Source data
>>>>

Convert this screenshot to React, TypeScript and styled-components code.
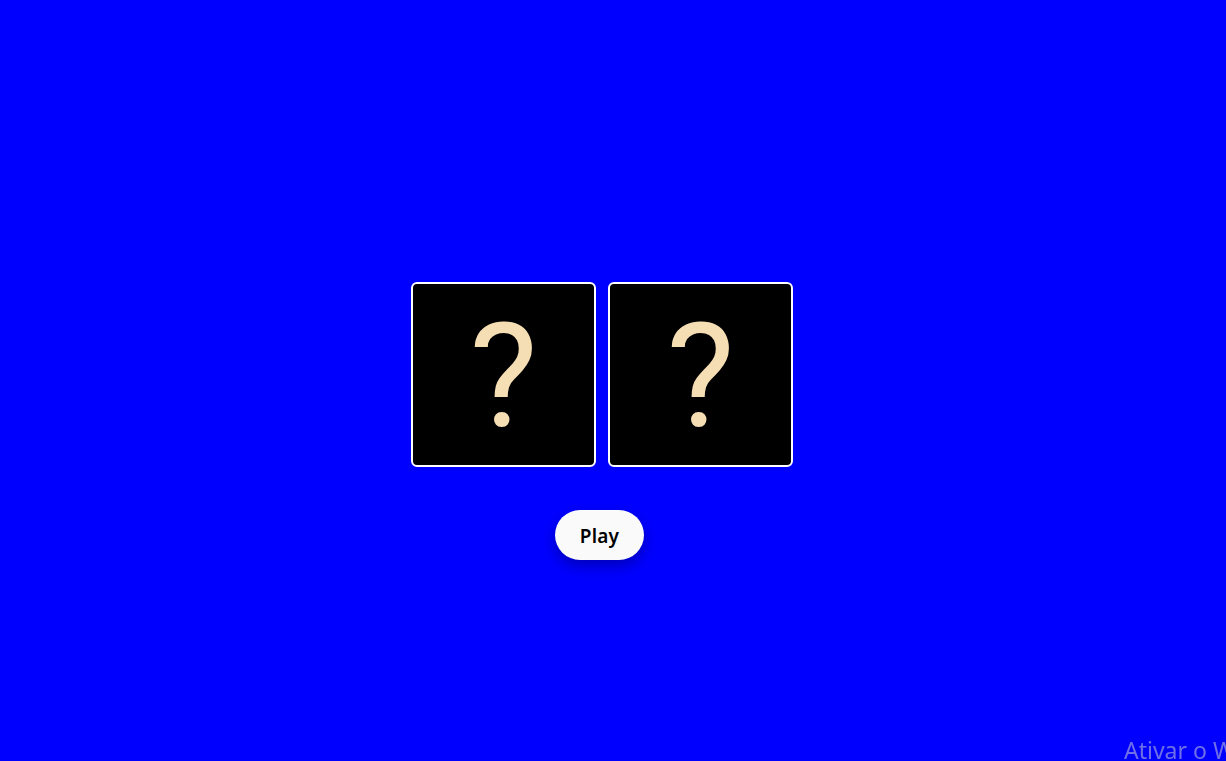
import React from 'react';
import styled, { createGlobalStyle } from 'styled-components';

const GlobalStyle = createGlobalStyle`
  html, body {
    margin: 0;
    padding: 0;
    background: #0000ff;
    overflow: hidden;
  }
  body {
    font-family: Inter, "Noto Sans", sans-serif;
  }
`;

const Page = styled.main`
  min-height: 100vh;
  box-sizing: border-box;
  padding: 282px 22px 0 0;
  display: flex;
  flex-direction: column;
  align-items: center;
`;

const Board = styled.div`
  display: flex;
  gap: 12px;
`;

const Card = styled.div`
  width: 185px;
  height: 185px;
  box-sizing: border-box;
  background: #000;
  border: 2px solid #fff;
  border-radius: 6px;
  display: flex;
  align-items: center;
  justify-content: center;
`;

const Mark = styled.span`
  font-family: Roboto, "Liberation Sans", sans-serif;
  font-size: 144px;
  line-height: 1;
  color: #f5deb3;
  margin-top: 5px;
`;

const PlayButton = styled.button`
  margin: 43px 5px 0 0;
  width: 89px;
  height: 50px;
  border: none;
  border-radius: 25px;
  background: #fafafa;
  color: #000;
  font-family: "Noto Sans", Inter, sans-serif;
  font-weight: 600;
  font-size: 19px;
  letter-spacing: 0.2px;
  padding: 2px 0 0;
  cursor: pointer;
  box-shadow: 0 6px 14px rgba(0, 0, 60, 0.35);
`;

const Watermark = styled.div`
  position: fixed;
  left: 1124px;
  bottom: -5px;
  white-space: nowrap;
  font-family: "Noto Sans", "Open Sans", sans-serif;
  font-size: 23px;
  color: rgba(200, 200, 210, 0.55);
  pointer-events: none;
`;

const App: React.FC = () => {
  return (
    <>
      <GlobalStyle />
      <Page>
        <Board>
          <Card>
            <Mark>?</Mark>
          </Card>
          <Card>
            <Mark>?</Mark>
          </Card>
        </Board>
        <PlayButton>Play</PlayButton>
      </Page>
      <Watermark>Ativar o Windows</Watermark>
    </>
  );
};

export default App;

<<<<

Go through the material above and print all of it exactly, except the pictures.

Task solution
Convert this screenshot to React, TypeScript and styled-components code.
import React from 'react';
import styled, { createGlobalStyle } from 'styled-components';

const GlobalStyle = createGlobalStyle`
  html, body {
    margin: 0;
    padding: 0;
    background: #0000ff;
    overflow: hidden;
  }
  body {
    font-family: Inter, "Noto Sans", sans-serif;
  }
`;

const Page = styled.main`
  min-height: 100vh;
  box-sizing: border-box;
  padding: 282px 22px 0 0;
  display: flex;
  flex-direction: column;
  align-items: center;
`;

const Board = styled.div`
  display: flex;
  gap: 12px;
`;

const Card = styled.div`
  width: 185px;
  height: 185px;
  box-sizing: border-box;
  background: #000;
  border: 2px solid #fff;
  border-radius: 6px;
  display: flex;
  align-items: center;
  justify-content: center;
`;

const Mark = styled.span`
  font-family: Roboto, "Liberation Sans", sans-serif;
  font-size: 144px;
  line-height: 1;
  color: #f5deb3;
  margin-top: 5px;
`;

const PlayButton = styled.button`
  margin: 43px 5px 0 0;
  width: 89px;
  height: 50px;
  border: none;
  border-radius: 25px;
  background: #fafafa;
  color: #000;
  font-family: "Noto Sans", Inter, sans-serif;
  font-weight: 600;
  font-size: 19px;
  letter-spacing: 0.2px;
  padding: 2px 0 0;
  cursor: pointer;
  box-shadow: 0 6px 14px rgba(0, 0, 60, 0.35);
`;

const Watermark = styled.div`
  position: fixed;
  left: 1124px;
  bottom: -5px;
  white-space: nowrap;
  font-family: "Noto Sans", "Open Sans", sans-serif;
  font-size: 23px;
  color: rgba(200, 200, 210, 0.55);
  pointer-events: none;
`;

const App: React.FC = () => {
  return (
    <>
      <GlobalStyle />
      <Page>
        <Board>
          <Card>
            <Mark>?</Mark>
          </Card>
          <Card>
            <Mark>?</Mark>
          </Card>
        </Board>
        <PlayButton>Play</PlayButton>
      </Page>
      <Watermark>Ativar o Windows</Watermark>
    </>
  );
};

export default App;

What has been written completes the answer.